OBJECTIVE: Output the material below unchanged, apart from leaving out the pictures.

SUPPLIED DATA:
*-*-*

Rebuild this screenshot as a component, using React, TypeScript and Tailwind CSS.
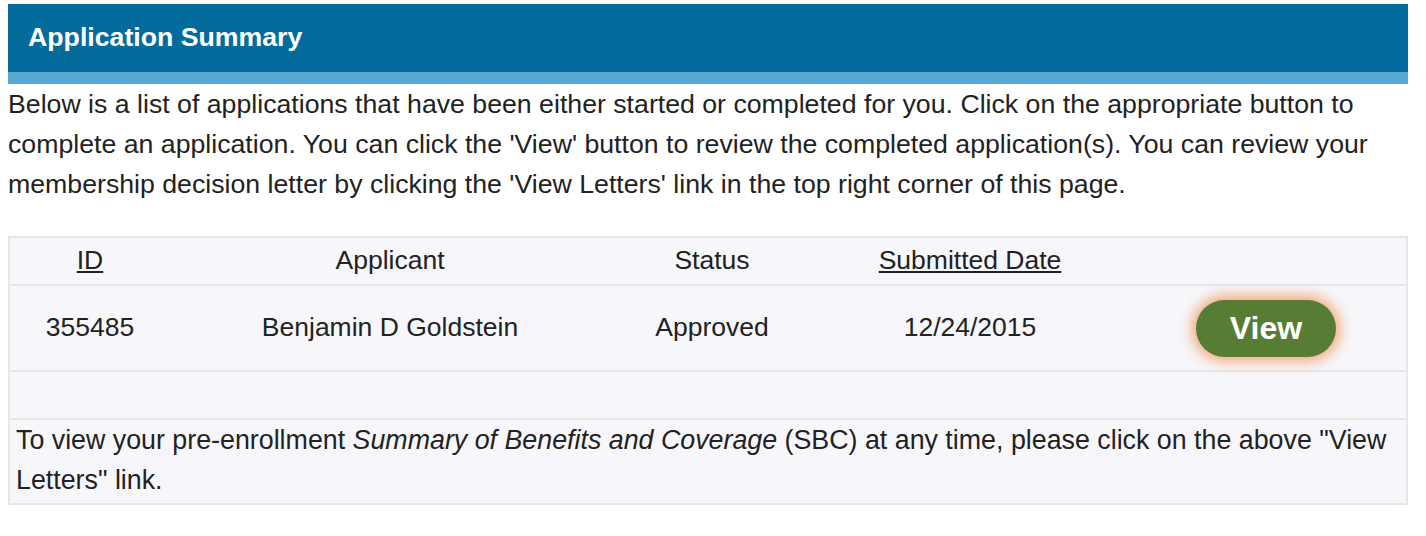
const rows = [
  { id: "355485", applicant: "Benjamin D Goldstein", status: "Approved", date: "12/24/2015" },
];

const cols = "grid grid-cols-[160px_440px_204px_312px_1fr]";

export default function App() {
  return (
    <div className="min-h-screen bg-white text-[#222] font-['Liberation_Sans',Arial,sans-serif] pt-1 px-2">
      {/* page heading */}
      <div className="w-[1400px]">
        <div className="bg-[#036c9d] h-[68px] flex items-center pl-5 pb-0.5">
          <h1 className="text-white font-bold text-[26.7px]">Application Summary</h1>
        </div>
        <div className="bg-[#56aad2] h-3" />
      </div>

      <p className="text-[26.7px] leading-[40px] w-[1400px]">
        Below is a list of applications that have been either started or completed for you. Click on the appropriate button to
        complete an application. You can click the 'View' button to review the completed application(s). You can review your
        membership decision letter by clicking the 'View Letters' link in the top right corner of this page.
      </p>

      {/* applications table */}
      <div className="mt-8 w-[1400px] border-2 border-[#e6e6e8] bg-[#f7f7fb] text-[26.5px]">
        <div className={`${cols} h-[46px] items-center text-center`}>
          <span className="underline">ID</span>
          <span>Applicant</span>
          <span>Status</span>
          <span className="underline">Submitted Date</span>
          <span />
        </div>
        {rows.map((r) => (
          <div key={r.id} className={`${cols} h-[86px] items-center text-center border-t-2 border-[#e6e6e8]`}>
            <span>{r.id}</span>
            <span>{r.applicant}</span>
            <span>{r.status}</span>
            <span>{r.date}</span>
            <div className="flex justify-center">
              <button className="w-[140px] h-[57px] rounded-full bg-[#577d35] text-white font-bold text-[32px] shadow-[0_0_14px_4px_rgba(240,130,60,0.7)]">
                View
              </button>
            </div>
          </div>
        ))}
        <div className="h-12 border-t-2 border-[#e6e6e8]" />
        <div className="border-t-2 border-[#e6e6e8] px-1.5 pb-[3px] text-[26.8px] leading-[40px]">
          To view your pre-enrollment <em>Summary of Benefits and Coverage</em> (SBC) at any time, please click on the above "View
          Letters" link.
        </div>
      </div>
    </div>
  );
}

*-*-*

IN RESPONSE:
Rebuild this screenshot as a component, using React, TypeScript and Tailwind CSS.
const rows = [
  { id: "355485", applicant: "Benjamin D Goldstein", status: "Approved", date: "12/24/2015" },
];

const cols = "grid grid-cols-[160px_440px_204px_312px_1fr]";

export default function App() {
  return (
    <div className="min-h-screen bg-white text-[#222] font-['Liberation_Sans',Arial,sans-serif] pt-1 px-2">
      {/* page heading */}
      <div className="w-[1400px]">
        <div className="bg-[#036c9d] h-[68px] flex items-center pl-5 pb-0.5">
          <h1 className="text-white font-bold text-[26.7px]">Application Summary</h1>
        </div>
        <div className="bg-[#56aad2] h-3" />
      </div>

      <p className="text-[26.7px] leading-[40px] w-[1400px]">
        Below is a list of applications that have been either started or completed for you. Click on the appropriate button to
        complete an application. You can click the 'View' button to review the completed application(s). You can review your
        membership decision letter by clicking the 'View Letters' link in the top right corner of this page.
      </p>

      {/* applications table */}
      <div className="mt-8 w-[1400px] border-2 border-[#e6e6e8] bg-[#f7f7fb] text-[26.5px]">
        <div className={`${cols} h-[46px] items-center text-center`}>
          <span className="underline">ID</span>
          <span>Applicant</span>
          <span>Status</span>
          <span className="underline">Submitted Date</span>
          <span />
        </div>
        {rows.map((r) => (
          <div key={r.id} className={`${cols} h-[86px] items-center text-center border-t-2 border-[#e6e6e8]`}>
            <span>{r.id}</span>
            <span>{r.applicant}</span>
            <span>{r.status}</span>
            <span>{r.date}</span>
            <div className="flex justify-center">
              <button className="w-[140px] h-[57px] rounded-full bg-[#577d35] text-white font-bold text-[32px] shadow-[0_0_14px_4px_rgba(240,130,60,0.7)]">
                View
              </button>
            </div>
          </div>
        ))}
        <div className="h-12 border-t-2 border-[#e6e6e8]" />
        <div className="border-t-2 border-[#e6e6e8] px-1.5 pb-[3px] text-[26.8px] leading-[40px]">
          To view your pre-enrollment <em>Summary of Benefits and Coverage</em> (SBC) at any time, please click on the above "View
          Letters" link.
        </div>
      </div>
    </div>
  );
}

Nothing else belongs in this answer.